If we have a match between two teams, and exclude the possibility of a draw, then we can represent team A winning with a conditional token A, and team B winning with a conditional token B. If team A wins, token A can be cashed in for value, and token B is worthless.

Liquidity plus exchange equals a bet

And how does betting represented by conditional tokens work?

One way of understanding it, is that placing a bet is like becoming a liquidity provider, and then converting the liquidity of the conditional tokens that do not represent your chosen outcome into conditional tokens that do. Betting equals providing liquidity, immediately followed by an exchange.

For example, an AMM may start with a fund of 100$ in stablecoins, with 100 team A coins and 100 team B coins. The bonded curve value is now 100*100 = 10000.

The AMM thus represents the odds on team A are now 2/1 (a 2 dollar payout for each dollar bet), because total coins divided by team B coins is (100 + 100) ÷ 100 = 2/1.

I bet 5$ on team A winning. The AMM converts this into 5 team A coins and 5 team B coins. The bonded curve value is now 105*105 = 11025. This is too high.

To return to the original value of 10000, the AMM presents me with 5 team A coins because of my 5$ stake, and another 4.76 team A coins because I’m betting on team A winning, and that brings the AMM value back down to 10000. How come? The AMM now holds 95.24 team A coins, 105 team B coins, and note that 95.24*105=10000. The AMM also has 105$ in funding, five dollars more than before I placed my bet.

The new odds for anyone else coming along and betting on team A are reduced to (95.24+105) ÷ 105 = 1.9/1. My bet has shifted the odds, and subsequent bettors will get a lower return. The more people bet on team A, the lower the odds will get.
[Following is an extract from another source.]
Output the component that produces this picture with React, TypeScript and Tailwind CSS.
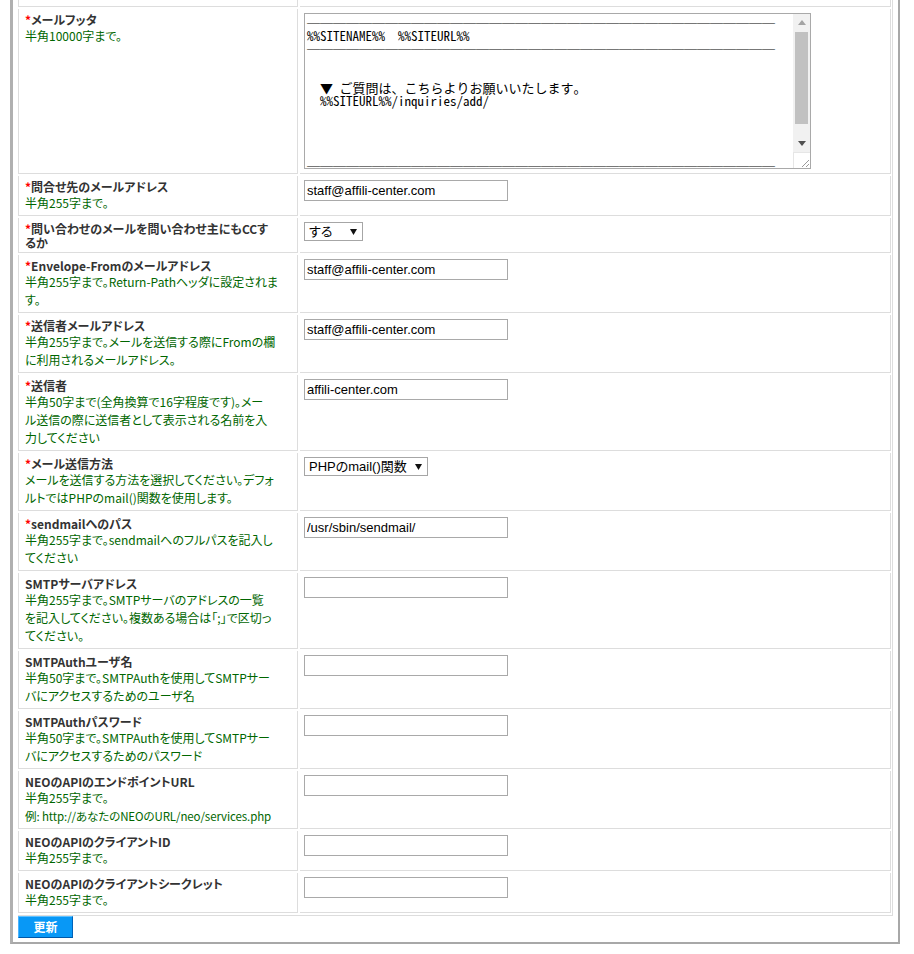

If team A now wins, I get 9.76 ÷ 105 * 105$ = 9.76$ in winnings from cashing in my team A coins.

Slippage

Note that I don’t get 10$ — my bet was reasonably large compared to the initial liquidity of the AMM. If you imagine my five dollar bet was five hundred one cent bets, then each cent placed as a bet shifted the odds slightly, and so my last cent did not get the favorable odds that the first cent did.

This is called slippage.

Impermanent loss

Also note that the initial liquidity provider has made a loss; this is an example of the “impermanent loss” that you may have read about when looking at decentralized exchange AMMs.

Not so impermanent in this case.

The liquidity providers were, inadvertently, placing counter-bets to cover my winnings. Their loss would have been reduced or even reversed if some people had placed bets on team B winning, illustrating the importance of the initial odds being close to the underlying real odds. This is one of the problems that UBET Sports has a proposed solution for.

Conclusion

If you want to learn more about using AMMs for betting, and find out about further measures that can be taken to reduce slippage and impermanent loss, do check out the UBET Sports paper, which explains how they have implemented their smart contract.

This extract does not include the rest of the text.